A la veille du 23 avril, date limite du second ultimatum préfectoral, une minorité de zadistes avait présenté les dossiers individuels demandés par l’État, comme preuve de bonne volonté conciliatrice, maintenant toutefois leur affirmation qu’ils veulent toujours défendre un projet collectif, et que si les expulsions devaient reprendre (il reste à peu près 60 lieux de vie « illégaux » sur la Zad) ils entreraient de nouveau en résistance. D’autres « sans fiche » se déclarent opposés à cette « stratégie molle ». La police, elle, continue son agression de la Zad sans faire la « pause » demandée par les négociateurs et leurs nombreux soutiens dans la « société civile ».

Selon les médecins intervenus sur la Zad, l’agression policière a fait plus de 300 blessés, pour certains avec des blessures s’apparentant à des blessures de guerre. 60 zadistes soutiens ont été arrêtés. Chez les gendarmes il y aurait environ 150 blessés. Une association de femmes de gendarmes se plaint que leurs maris soient envoyés au front sans avoir les « moyens suffisants » pour accomplir leur mission. Des milliers de grenades ont été envoyées (dont certains ont récupéré les douilles pour les déposer en tas devant les préfectures, révélant ainsi l’ampleur de l’agression). Elles voudraient quoi ? Des automitrailleuses ? Des tanks ?

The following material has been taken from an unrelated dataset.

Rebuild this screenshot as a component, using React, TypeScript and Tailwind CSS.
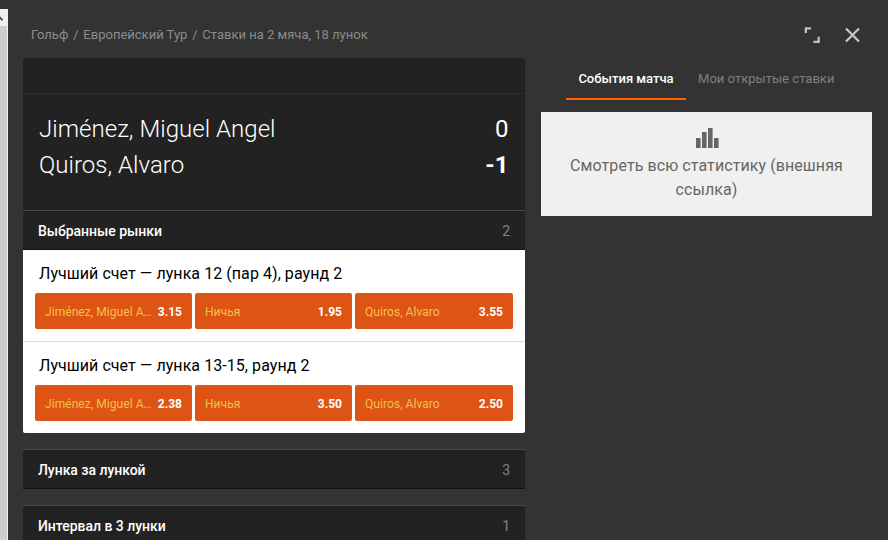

« La cruauté est le lot ordinaire de tous les pouvoirs qui tombent » remarquait lucidement le Communard Eugène Varlin. Le gouvernement Macron n’est pas encore versaillais disposé à fusiller des milliers d’insurgés pour se maintenir, certes, mais sa démonstration de force est bien plutôt une preuve de faiblesse. Il sait que « l’état de droit » qu’il défend est si peu crédible parmi ses « sujets » qu’il ne peut régner que par la violence. Et chacun de ses actes dresse un peu plus de gens contre lui, comme ailleurs dans le monde de plus en plus de gens se dressent contre les saigneurs régnant sur cette société.

Le mot de la fin, provisoire, ne peut que revenir aux habitants de la Zad : « Pour tous ceux qui, derrière leurs beaux discours, comptent bien continuer à tirer profit de la destruction des ressources naturelles, des inégalités croissantes et de la domestication des populations, il est visiblement inacceptable que quiconque essaie de s’organiser – de manière un tant soit peu visible et conséquente – à contre courant de leurs valeurs mortifères. Et pourtant, on peut parier, face à un monde qui va droit dans le mur, que ce qui se tente concrètement sur la Zad de Notre-Dame-Des-Landes – et dans d’autres espaces – pour reprendre sa vie en main, continuera à être jugé essentiel et soutenu par un nombre plus en plus important de personnes. » Le cri « Zad partout ! » n’est pas prêt de se taire.

Gérard Lambert, 24 avril 2018   

[Illustrations de Carotide.]

«CAPITAL TOTAL» ~ par Négatif

Dans le monde qui se profile, l’espoir de mener une vie simplement humaine s’effondre. Qui peut encore s’illusionner sur ce qui nous attend ? Qui peut encore imaginer que la simple défense du service public, issu du compromis social né dans le contexte bien particulier de la fin de la Seconde Guerre mondiale, soit une revendication à la hauteur des enjeux ? Le Capital s’est débarrassé de sa muselière. Il montre les crocs. Cela se traduit dans les faits par un accroissement de la violence de la répression mise en œuvre par ses représentants à la tête de l’État (expulsion des étudiants des facultés qu’ils occupent, opération militaire à Notre-Dame des Landes, sans parler des attaques menées par des fascistes confortés par la violence étatique).

Face à l’ampleur des attaques, les directions syndicales restent figées dans une position défensive non dénuée d’arrière-pensée. Le simple fait de mettre dans la même casserole des revendications diverses et appeler cette mixture « convergence des luttes » ne suffira pas. S’agirait-il donc de donner plus de force à chacune d’entre elles, et penser ainsi qu’elles pourront toutes trouver preneur au sein du patronat et de l’État ? Pour revenir à quelle situation ? À la dernière étape d’une régression sociale entamée voici déjà presque quatre décennies ? Cette régression, il est vrai, entre aujourd’hui dans une phase décisive. Il ne s’agit plus de courir après toutes les attaques (c’est la stratégie du gouvernement actuel que de nous faire courir en espérant nous asphyxier), mais de nous demander à quelle vie, radicalement autre, nous pouvons aspirer. Derrière la revendication du maintien du service public, ne se cache-t-il pas l’attente profonde d’une vie débarrassée des exigences du profit qui mettent à mal l’existence de chacun, au travail ou dans l’exclusion sociale ?

Nous n’avons besoin ni de l’État ni du Capital pour imaginer et mettre en œuvre une société nouvelle, en rejetant loin de nous tout ce qui nous sépare, notamment les revendications identitaires diverses qui fleurissent de toutes parts, et paraissent difficilement compatibles avec une remise en cause globale de la société de classe et de la réification toujours plus prégnante des rapports humains.